Confesso: relutei um pouquinho para ver este filme. Apesar de ter lido algumas páginas do bom livro do jornalista e escritor John Grogan, que dá origem à trama, para mim não passaria de mais uma daquelas chatas histórias de cachorros-heróis. Me enganei. O que o diretor David Frankel conseguiu levar às grandes telas tem uma mistura muito interessante. Um bocado de humor e drama temperado com uma boa dose de essência humanitária, no sentido altruísta da palavra, já que a temática é a vida de um animal.

Realmente, a história tira boas risadas dos espectadores com as trapalhadas do cachorro destruidor de lares, no sentido literal da expressão mesmo. O final é emocionante. E isso era possível notar não apenas prestando atenção no filme. Mas na plateia que o assistia. Entre um diálogo e outro na telona, vários soluços nas poltronas. No término da trama, quando as luzes acenderam, rostos encharcados. Nas escadas de saída, todos comentavam: fulano chorou, sicrano também. Ou seja: todos. Menos eu. E de fato, me senti um extraterrestre por isso.

Mas ainda havia tempo para eu recuperar o meu espírito fraterno, que estava vagando por aí. E o encontrei. Na esquina da loja Tempoo, onde tem uma famigerada carrocinha de lanches. De longe avistei um senhor com barba branca e quase sem cabelos. Pequenino, magrinho e simpático, portava um rosto um pouco assustado. Carregava, também, um pacotinho com as minhas lágrimas.
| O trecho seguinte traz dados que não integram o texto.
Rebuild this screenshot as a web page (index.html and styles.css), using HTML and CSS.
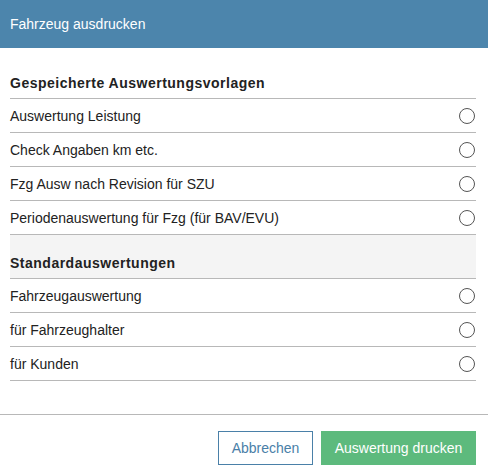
FILE: index.html
```html
<!DOCTYPE html>
<html lang="de">
<head>
    <meta charset="UTF-8">
    <title>Fahrzeug ausdrucken</title>
    <link rel="stylesheet" href="styles.css">
</head>
<body>
    <div class="dialog">
        <div class="dialog-header">Fahrzeug ausdrucken</div>

        <div class="dialog-body">
            <div class="group-title">Gespeicherte Auswertungsvorlagen</div>
            <label class="option-row"><span>Auswertung Leistung</span><input type="radio" name="report"><span class="radio"></span></label>
            <label class="option-row"><span>Check Angaben km etc.</span><input type="radio" name="report"><span class="radio"></span></label>
            <label class="option-row"><span>Fzg Ausw nach Revision für SZU</span><input type="radio" name="report"><span class="radio"></span></label>
            <label class="option-row"><span>Periodenauswertung für Fzg (für BAV/EVU)</span><input type="radio" name="report"><span class="radio"></span></label>

            <div class="group-title shaded">Standardauswertungen</div>
            <label class="option-row"><span>Fahrzeugauswertung</span><input type="radio" name="report"><span class="radio"></span></label>
            <label class="option-row"><span>für Fahrzeughalter</span><input type="radio" name="report"><span class="radio"></span></label>
            <label class="option-row"><span>für Kunden</span><input type="radio" name="report"><span class="radio"></span></label>
        </div>

        <div class="dialog-footer">
            <button class="btn btn-outline">Abbrechen</button>
            <button class="btn btn-success">Auswertung drucken</button>
        </div>
    </div>
</body>
</html>
```

FILE: styles.css
```css
* {
    box-sizing: border-box;
}
body {
    margin: 0;
    font-family: 'Liberation Sans', Arial, sans-serif;
    font-size: 14px;
    color: #222;
    background: #fff;
}
.dialog {
    width: 488px;
}
.dialog-header {
    height: 48px;
    padding: 0 10px;
    display: flex;
    align-items: center;
    background: #4c85ac;
    color: #fff;
    font-size: 14px;
}
.dialog-body {
    padding: 7px 12px 33px 10px;
}
.group-title {
    height: 44px;
    padding: 20px 0 0 0;
    line-height: 16px;
    font-weight: bold;
    letter-spacing: 0.5px;
    border-bottom: 1px solid #b8b8b8;
}
.group-title.shaded {
    background: #f4f4f4;
}
.option-row {
    height: 34px;
    display: flex;
    align-items: center;
    justify-content: space-between;
    border-bottom: 1px solid #b8b8b8;
    cursor: pointer;
}
.option-row input {
    display: none;
}
.radio {
    width: 16px;
    height: 16px;
    margin-right: 1px;
    border: 1px solid #555;
    border-radius: 50%;
    background: #fff;
}
.option-row input:checked + .radio {
    box-shadow: inset 0 0 0 4px #fff;
    background: #4c85ac;
}
.dialog-footer {
    border-top: 1px solid #b8b8b8;
    padding: 16px 12px 6px;
    display: flex;
    justify-content: flex-end;
    gap: 8px;
}
.btn {
    height: 34px;
    padding: 0 12px;
    font-family: 'Liberation Sans', Arial, sans-serif;
    font-size: 14px;
    border: 1px solid transparent;
    cursor: pointer;
}
.btn-outline {
    width: 95px;
    background: #fff;
    border-color: #4a80a8;
    color: #4a80a8;
}
.btn-success {
    width: 155px;
    background: #5dba7d;
    color: #fff;
}
```
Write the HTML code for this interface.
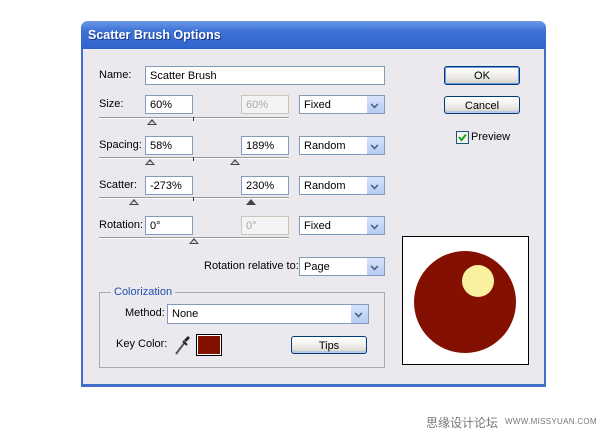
<!DOCTYPE html>
<html><head><meta charset="utf-8"><style>
body{margin:0;width:600px;height:437px;background:#fff;position:relative;overflow:hidden;font-family:"Liberation Sans",Tahoma,sans-serif;font-size:11px;color:#000}
.a{position:absolute}
.dlg{left:81px;top:21px;width:465px;height:366px;background:#3f6fc8;border-radius:7px 7px 0 0;}
.title{left:81px;top:21px;width:465px;height:28px;border-radius:7px 7px 0 0;background:linear-gradient(#6a9ae6,#3f73d6 35%,#2f63cc);}
.title span{position:absolute;left:7px;top:7px;color:#fff;font-weight:bold;font-size:12.5px;text-shadow:1px 1px #1a3a90}
.body{left:83px;top:49px;width:461px;height:335px;background:#ece9ee;}
.in{background:#fff;border:1px solid #7f9db9;box-sizing:border-box;height:19px;padding:3px 4px 0;font-size:11px}
.dis{color:#aaa;background:#f3f2f4;border-color:#c9c7ba}
.sel{background:#fff;border:1px solid #7f9db9;box-sizing:border-box;height:19px;padding:3px 4px 0}
.sel i{position:absolute;right:0;top:0;width:17px;height:17px;background:linear-gradient(#d7e3fb,#b6cbf2);border-left:1px solid #fff}
.sel i:after{content:"";position:absolute;left:4px;top:5px;width:5px;height:5px;border-right:2px solid #4d6185;border-bottom:2px solid #4d6185;transform:rotate(45deg) scale(.8)}
.line{height:1px;background:#999;border-bottom:1px solid #fff}
.tick{width:1px;height:4px;background:#333}
.tri{width:0;height:0;border-left:5px solid transparent;border-right:5px solid transparent;border-bottom:6px solid #444}
.tri.l:after{content:"";position:absolute;left:-3px;top:2px;border-left:3px solid transparent;border-right:3px solid transparent;border-bottom:3px solid #ddd}
.btn{border:1px solid #003c74;border-radius:3px;background:linear-gradient(#fff,#ecebe6 60%,#d6d0c5);box-sizing:border-box;text-align:center;padding-top:3px;box-shadow:inset 0 -2px 0 #b9c8e8}
</style></head><body>
<div class="a dlg"></div>
<div class="a title"><span>Scatter Brush Options</span></div>
<div class="a body"></div>

<div class="a" style="left:99px;top:69px">Name:</div>
<div class="a in" style="left:145px;top:66px;width:240px">Scatter Brush</div>

<div class="a" style="left:99px;top:98px">Size:</div>
<div class="a in" style="left:145px;top:95px;width:48px">60%</div>
<div class="a in dis" style="left:241px;top:95px;width:48px">60%</div>
<div class="a sel" style="left:299px;top:95px;width:86px">Fixed<i></i></div>
<div class="a line" style="left:99px;top:117px;width:190px"></div>
<div class="a tick" style="left:193px;top:117px"></div>
<div class="a tri l" style="left:147px;top:119px"></div>

<div class="a" style="left:99px;top:139px">Spacing:</div>
<div class="a in" style="left:145px;top:136px;width:48px">58%</div>
<div class="a in" style="left:241px;top:136px;width:48px">189%</div>
<div class="a sel" style="left:299px;top:136px;width:86px">Random<i></i></div>
<div class="a line" style="left:99px;top:157px;width:190px"></div>
<div class="a tick" style="left:193px;top:157px"></div>
<div class="a tri l" style="left:145px;top:159px"></div>
<div class="a tri l" style="left:230px;top:159px"></div>

<div class="a" style="left:99px;top:179px">Scatter:</div>
<div class="a in" style="left:145px;top:176px;width:48px">-273%</div>
<div class="a in" style="left:241px;top:176px;width:48px">230%</div>
<div class="a sel" style="left:299px;top:176px;width:86px">Random<i></i></div>
<div class="a line" style="left:99px;top:197px;width:190px"></div>
<div class="a tick" style="left:193px;top:197px"></div>
<div class="a tri l" style="left:129px;top:199px"></div>
<div class="a tri" style="left:246px;top:199px"></div>

<div class="a" style="left:99px;top:219px">Rotation:</div>
<div class="a in" style="left:145px;top:216px;width:48px">0°</div>
<div class="a in dis" style="left:241px;top:216px;width:48px">0°</div>
<div class="a sel" style="left:299px;top:216px;width:86px">Fixed<i></i></div>
<div class="a line" style="left:99px;top:237px;width:190px"></div>
<div class="a tri l" style="left:189px;top:238px"></div>

<div class="a" style="left:204px;top:260px">Rotation relative to:</div>
<div class="a sel" style="left:299px;top:257px;width:86px">Page<i></i></div>

<div class="a" style="left:99px;top:292px;width:284px;height:74px;border:1px solid #aaa"></div>
<div class="a" style="left:111px;top:286px;background:#ece9ee;padding:0 3px;color:#1f4fb0">Colorization</div>
<div class="a" style="left:125px;top:307px">Method:</div>
<div class="a sel" style="left:167px;top:304px;width:202px;height:20px">None<i style="height:18px"></i></div>
<div class="a" style="left:116px;top:338px">Key Color:</div>
<svg class="a" style="left:174px;top:334px" width="18" height="22"><path d="M2 20 L11 8" stroke="#555" stroke-width="2"/><path d="M10 6 L14 2 L16 4 L12 8 Z" fill="#222"/><path d="M9 7 L13 11" stroke="#222" stroke-width="2"/></svg>
<div class="a" style="left:196px;top:334px;width:24px;height:20px;border:1px solid #000;background:#841000;box-shadow:inset 0 0 0 1px #fff"></div>
<div class="a btn" style="left:291px;top:336px;width:76px;height:18px">Tips</div>

<div class="a" style="left:402px;top:236px;width:125px;height:127px;border:1px solid #000;background:#fff"></div>
<svg class="a" style="left:402px;top:236px" width="127" height="128"><circle cx="63" cy="66" r="51" fill="#831000"/><circle cx="76" cy="45" r="16" fill="#f9f0a0"/></svg>

<div class="a btn" style="left:444px;top:66px;width:76px;height:19px;box-shadow:inset 0 0 0 1px #6f98e8">OK</div>
<div class="a btn" style="left:444px;top:96px;width:76px;height:18px">Cancel</div>
<div class="a" style="left:456px;top:131px;width:11px;height:11px;border:1px solid #1c5180;background:#f3f3ee"></div>
<svg class="a" style="left:457px;top:132px" width="11" height="11"><path d="M2 5 L4.5 8 L9 2.5" stroke="#21a121" stroke-width="2" fill="none"/></svg>
<div class="a" style="left:471px;top:131px">Preview</div>

<div class="a" style="left:426px;top:414px;color:#777;font-size:12px;font-family:'Liberation Sans','Noto Sans CJK SC',sans-serif">思缘设计论坛</div>
<div class="a" style="left:505px;top:417px;color:#777;font-size:8px;letter-spacing:.3px">WWW.MISSYUAN.COM</div>
</body></html>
Com a voz trêmula e confusa ele se apresentou. Parecia ser um daqueles velhinhos de rua. Estava sujo, com uma roupa consideravelmente nova, mas desarrumada. Cheirava mal, parecia não tomar banho há alguns dias. Não estava alcoolizado, como comumente encontramos tais figuras descritas.

Com uma expressão cheia de humildade, pediu: “por favor, me paga um pãozinho, que estou com fome?”, disse, apontando para o vendedor de panchos. Não ouvi com as orelhas penduradas à cabeça, mas sim, com as que estavam no coração. Dei de ombros para todo aquele discurso de que não se ofertava algo a pedintes. Não era isso o que importava. Fui lá e paguei o tal lanche para o homem. Resultado: um belo sorriso quase sem dentes, um forte aperto de mãos, um abraço daqueles de parar o mundo, e um beijo, além, é claro, da devolução de minhas lágrimas. Fiz questão de colocá-las rapidamente em meus olhos.

O senhor repetiu os mesmos gestos com minha namorada e depois nos despedimos. Cruzamos a Praça do Coreto e fomos para casa. Depois de alguns segundos, minha vida estava separada da vida daquele velhinho. Talvez para sempre. Não acredito que ele viva por muito tempo. Mas sem dúvida, a memória daquele momento caminhará ao meu lado por muitos anos.

Isto aconteceu às 23h32min de um dia qualquer. Agora são 2h47min da madrugada e ainda continuo pensando sem parar no que aconteceu.